Positional cloning of a novel gene influencing asthma from chromosome 2q14.
Allen M., Heinzmann A., Noguchi E., Abecasis G., Broxholme J., Ponting CP., Bhattacharyya S., Tinsley J., Zhang Y., Holt R., Jones EY., Lench N., Carey A., Jones H., Dickens NJ., Dimon C., Nicholls R., Baker C., Xue L., Townsend E., Kabesch M., Weiland SK., Carr D., von Mutius E., Adcock IM., Barnes PJ., Lathrop GM., Edwards M., Moffatt MF., Cookson WOCM.

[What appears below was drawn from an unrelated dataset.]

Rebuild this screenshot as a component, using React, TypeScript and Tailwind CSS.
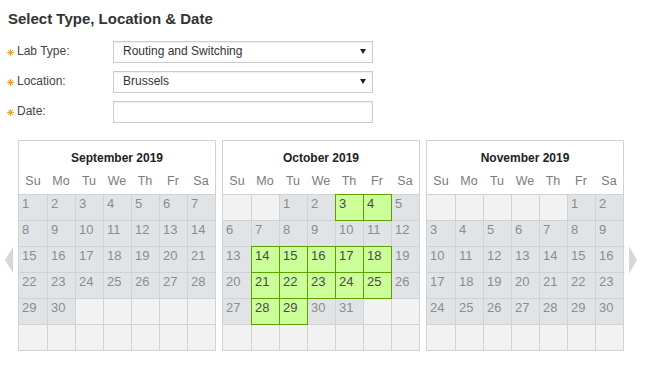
import React from "react";

type Cell = { day?: number; open?: boolean };

const WEEKDAYS = ["Su", "Mo", "Tu", "We", "Th", "Fr", "Sa"];

// builds 6 rows x 7 cols for a month
function buildMonth(offset: number, days: number, open: number[] = []): Cell[] {
	const cells: Cell[] = [];
	for (let i = 0; i < 42; i++) {
		const d = i - offset + 1;
		if (d < 1 || d > days) cells.push({});
		else cells.push({ day: d, open: open.includes(d) });
	}
	return cells;
}

const MONTHS = [
	{ title: "September 2019", cells: buildMonth(0, 30) },
	{ title: "October 2019", cells: buildMonth(2, 31, [3, 4, 14, 15, 16, 17, 18, 21, 22, 23, 24, 25, 28, 29]) },
	{ title: "November 2019", cells: buildMonth(5, 30) },
];

function Star() {
	return (
		<svg width="7" height="7" viewBox="0 0 7 7" className="mt-[2px] shrink-0">
			<g stroke="#f0a020" strokeWidth="1" strokeLinecap="round">
				<line x1="3.5" y1="0.5" x2="3.5" y2="6.5" />
				<line x1="0.5" y1="3.5" x2="6.5" y2="3.5" />
				<line x1="1.4" y1="1.4" x2="5.6" y2="5.6" />
				<line x1="5.6" y1="1.4" x2="1.4" y2="5.6" />
			</g>
		</svg>
	);
}

function Caret() {
	return (
		<svg width="6" height="5" viewBox="0 0 6 5" className="shrink-0">
			<polygon points="0,0 6,0 3,5" fill="#222" />
		</svg>
	);
}

function FormRow({ label, value, select }: { label: string; value?: string; select?: boolean }) {
	return (
		<div className="flex items-start h-[22px]">
			<div className="w-[113px] pl-[7px] mt-[1px] h-[18px] flex items-center gap-[3px] text-[12px] leading-[18px] text-[#444]">
				<Star />
				<span>{label}</span>
			</div>
			<div className="w-[260px] h-[22px] border border-[#cccccc] bg-white flex items-start justify-between pl-[9px] pr-[6px] shadow-[inset_0_1px_2px_rgba(0,0,0,0.07)]">
				<span className="text-[12px] leading-[18px] text-[#333]">{value}</span>
				{select && (
					<div className="mt-[7px]">
						<Caret />
					</div>
				)}
			</div>
		</div>
	);
}

function Month({ title, cells }: { title: string; cells: Cell[] }) {
	return (
		<div className="w-[198px] border border-[#d0d3d6] bg-white">
			<div className="h-[30px] pt-[10px] text-center text-[12px] leading-[15px] font-bold text-[#222]">{title}</div>
			<div className="grid grid-cols-7 h-[23px] pt-[3px] text-center text-[12.5px] leading-[15px] text-[#7b7b7b]">
				{WEEKDAYS.map((w) => (
					<div key={w}>{w}</div>
				))}
			</div>
			<div className="grid grid-cols-7 auto-rows-[26px]">
				{cells.map((c, i) => {
					const firstCol = i % 7 === 0;
					let cls = "pl-[3px] pt-px text-[13px] leading-[15px] border-t border-[#d0d3d6] ";
					if (!firstCol) cls += "border-l ";
					if (c.open) {
						cls = "pl-[3px] pt-px text-[13px] leading-[15px] relative z-10 -mr-px -mb-px border border-[#5ca100] bg-[#ccff99] text-[#4a4a4a]";
					} else if (c.day) {
						cls += "bg-[#e1e4e7] text-[#8c8c8c]";
					} else {
						cls += "bg-[#f2f2f2]";
					}
					return (
						<div key={i} className={cls}>
							{c.day ?? ""}
						</div>
					);
				})}
			</div>
		</div>
	);
}

export default function App() {
	return (
		<div className="w-[648px] h-[366px] overflow-hidden bg-white font-['Liberation_Sans',Arial,sans-serif]">
			<h2 className="pl-[8px] pt-[10px] text-[15px] leading-[18px] font-bold text-[#333]">
				Select Type, Location &amp; Date
			</h2>

			<div className="mt-[13px] flex flex-col gap-[8px]">
				<FormRow label="Lab Type:" value="Routing and Switching" select />
				<FormRow label="Location:" value="Brussels" select />
				<FormRow label="Date:" />
			</div>

			<div className="mt-[17px] flex items-start pl-[5px]">
				<svg width="8" height="26" viewBox="0 0 8 26" className="mt-[107px] shrink-0">
					<polygon points="8,0 0,13 8,26" fill="#d5d8db" />
				</svg>
				<div className="ml-[5px] flex gap-[6px]">
					{MONTHS.map((m) => (
						<Month key={m.title} title={m.title} cells={m.cells} />
					))}
				</div>
				<svg width="8" height="28" viewBox="0 0 8 28" className="ml-[5px] mt-[106px] shrink-0">
					<polygon points="0,0 8,14 0,28" fill="#d5d8db" />
				</svg>
			</div>
		</div>
	);
}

Asthma is a common disease in children and young adults. Four separate reports have linked asthma and related phenotypes to an ill-defined interval between 2q14 and 2q32 (refs. 1-4), and two mouse genome screens have linked bronchial hyper-responsiveness to the region homologous to 2q14 (refs. 5,6). We found and replicated association between asthma and the D2S308 microsatellite, 800 kb distal to the IL1 cluster on 2q14. We sequenced the surrounding region and constructed a comprehensive, high-density, single-nucleotide polymorphism (SNP) linkage disequilibrium (LD) map. SNP association was limited to the initial exons of a solitary gene of 3.6 kb (DPP10), which extends over 1 Mb of genomic DNA. DPP10 encodes a homolog of dipeptidyl peptidases (DPPs) that cleave terminal dipeptides from cytokines and chemokines, and it presents a potential new target for asthma therapy.